Hijab ban amounts to direct discrimination

Tags: Race Discrimination, Employment Law, Employment Tribunal, Hijab

Despite efforts to encourage diversity in the workplace, employers can still get caught out by the equality legislation. This has been demonstrated by the recent decision in Bougnaoui and another v Micropole SA where a ban on an employee wearing her Islamic headscarf (hijab) was deemed to be direct discrimination. 

Ms Bougnaoui, a Muslim woman who worked for Micropole an operating company in France, was dismissed when she refused to comply with her employers request for the removal of her headscarf when in contact with customers. The request was made following a customer complaint. 

The court in the first instance, and upon appeal, held that the employers practice was not discriminatory as it was a “genuine and determining occupation requirement”. 

However, when the matter was referred to the Court of Justice of the European Union (CJEU) the Advocate General (AG) concluded that the employee’s dismissal for wearing an Islamic headscarf at work was directly discriminatory on grounds of religion or belief. It was clear that a non-Muslim employee would not have been treated in the same way.  
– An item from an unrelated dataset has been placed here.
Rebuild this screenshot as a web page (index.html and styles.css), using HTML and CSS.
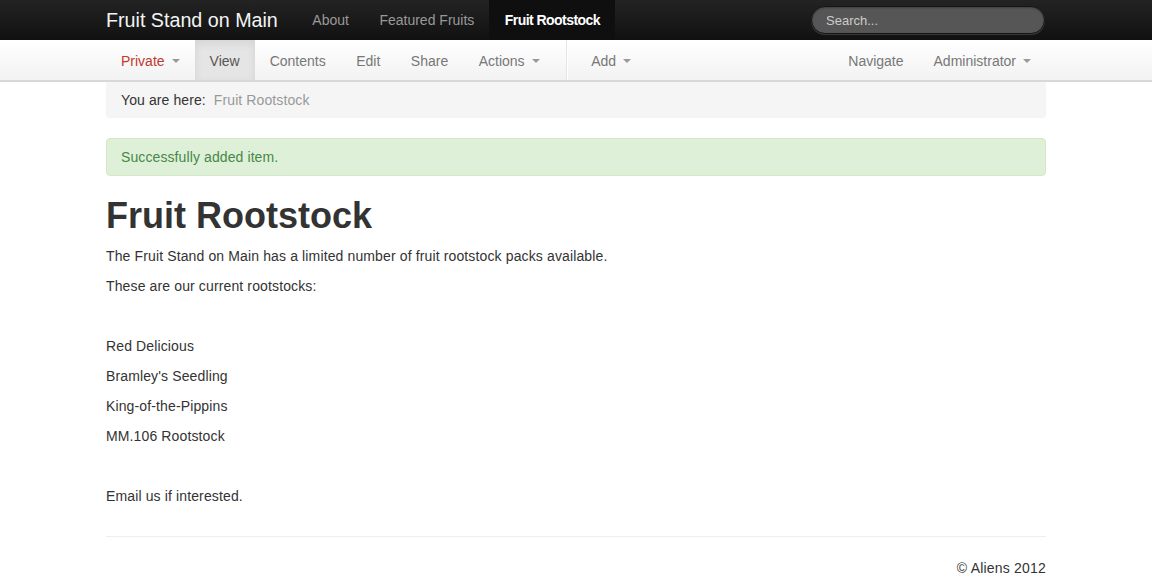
FILE: index.html
```html
<!DOCTYPE html>
<html>
<head>
<meta charset="utf-8">
<title>Fruit Rootstock</title>
<link rel="stylesheet" href="styles.css">
</head>
<body>
<div class="topbar">
  <div class="container topbar-inner">
    <a class="brand" href="#">Fruit Stand on Main</a>
    <ul class="topnav">
      <li><a href="#">About</a></li>
      <li><a href="#">Featured Fruits</a></li>
      <li class="active"><a href="#">Fruit Rootstock</a></li>
    </ul>
    <div class="search"><input type="text" placeholder="Search..."></div>
  </div>
</div>
<div class="toolbar">
  <div class="container toolbar-inner">
    <ul class="tools">
      <li class="state"><a href="#">Private<span class="caret"></span></a></li>
      <li class="active"><a href="#">View</a></li>
      <li><a href="#">Contents</a></li>
      <li><a href="#">Edit</a></li>
      <li><a href="#">Share</a></li>
      <li><a href="#">Actions<span class="caret"></span></a></li>
      <li class="divider"></li>
      <li><a href="#">Add<span class="caret"></span></a></li>
    </ul>
    <ul class="tools tools-right">
      <li><a href="#">Navigate</a></li>
      <li><a href="#">Administrator<span class="caret"></span></a></li>
    </ul>
  </div>
</div>
<div class="container main">
  <div class="breadcrumb">You are here:<span class="crumb">Fruit Rootstock</span></div>
  <div class="alert">Successfully added item.</div>
  <h1>Fruit Rootstock</h1>
  <div class="content">
    <p>The Fruit Stand on Main has a limited number of fruit rootstock packs available.</p>
    <p>These are our current rootstocks:</p>
    <p>&nbsp;</p>
    <p>Red Delicious</p>
    <p>Bramley's Seedling</p>
    <p>King-of-the-Pippins</p>
    <p>MM.106 Rootstock</p>
    <p>&nbsp;</p>
    <p>Email us if interested.</p>
  </div>
  <hr>
  <footer class="footer"><p>© Aliens 2012</p></footer>
</div>
</body>
</html>
```
FILE: styles.css
```css
* { box-sizing: border-box; }
html, body { margin: 0; padding: 0; }
body {
  font-family: "Liberation Sans", Arial, Helvetica, sans-serif;
  font-size: 14px;
  line-height: 20px;
  color: #333;
  background: #fff;
}
a { text-decoration: none; }
ul { list-style: none; margin: 0; padding: 0; }
.container { width: 940px; margin: 0 auto; }

.topbar {
  height: 40px;
  background: linear-gradient(#232323, #111);
}
.topbar-inner { display: flex; align-items: center; height: 40px; }
.brand {
  font-size: 19.7px;
  line-height: 20px;
  color: #f4f4f4;
  padding: 10px 19px 10px 0;
}
.topnav { display: flex; height: 40px; }
.topnav a {
  display: block;
  padding: 10px 15px 10px 15.5px;
  line-height: 20px;
  color: #999;
  font-size: 14px;
}
.topnav .active a {
  background: #0f0f0f;
  color: #fff;
  font-weight: bold;
  letter-spacing: -0.55px;
}
.search { margin-left: auto; padding-right: 1px; }
.search input {
  display: block;
  width: 234px;
  height: 28px;
  border: 1px solid #151515;
  border-radius: 14px;
  background: #565656;
  box-shadow: inset 0 1px 2px rgba(0,0,0,.3), 0 1px 0 rgba(255,255,255,.15);
  padding: 0 14px;
  font-family: inherit;
  font-size: 13px;
  color: #eee;
  outline: none;
}
.search input::placeholder { color: #ccc; }

.toolbar {
  height: 42px;
  background: linear-gradient(#fff, #f2f2f2);
  border-bottom: 2px solid #d8d8d8;
}
.toolbar-inner { display: flex; height: 40px; }
.tools { display: flex; height: 40px; }
.tools-right { margin-left: auto; }
.tools a {
  display: flex;
  align-items: center;
  height: 40px;
  padding: 2px 15px 0;
  color: #777;
  font-size: 14px;
}
.tools li:nth-child(n+4) a { padding-left: 15.5px; }
.tools .state a { color: #c0392f; }
.tools .active a {
  background: #e5e5e5;
  color: #555;
  box-shadow: inset 0 3px 8px rgba(0,0,0,.08);
}
.tools .divider {
  width: 2px;
  height: 40px;
  margin: 0 8px 0 11px;
  border-left: 1px solid #e5e5e5;
  border-right: 1px solid #fff;
}
.tools-right li a { padding-left: 15px; }
.caret {
  display: inline-block;
  width: 0;
  height: 0;
  margin-left: 7px;
  border-top: 4px solid #999;
  border-left: 4px solid transparent;
  border-right: 4px solid transparent;
}

.breadcrumb {
  background: #f5f5f5;
  border-radius: 0 0 4px 4px;
  padding: 8px 15px;
  margin: 0 0 20px;
  color: #333;
  letter-spacing: 0.1px;
}
.crumb { color: #999; margin-left: 8px; }
.alert {
  background: #dff0d8;
  border: 1px solid #d6e9c6;
  border-radius: 4px;
  color: #468847;
  padding: 8px 35px 8px 14px;
  margin: 0 0 20px;
  letter-spacing: 0.1px;
}
h1 {
  font-size: 36px;
  line-height: 40px;
  font-weight: bold;
  color: #333;
  margin: 10px 0;
}
.content { letter-spacing: 0.13px; }
p { margin: 0 0 10px; }
hr {
  margin: 30px 0 20px;
  border: 0;
  border-top: 1px solid #eee;
  border-bottom: 1px solid #fff;
}
.footer { text-align: right; letter-spacing: 0.2px; }
```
The AG added that discrimination would only be lawful, i.e. be based on an “occupational requirement”, when it was genuine and absolutely necessary. The example given was for health & safety reasons. 


This decision highlights the need for employers to ensure that commercial needs are not put before the needs of employees who fall within the definition of having a ‘protected characteristic’ within the meaning of the Equality Act 2010. 

This is, of course, a European decision so its relevance may be debateable once the Brexit negotiations commence.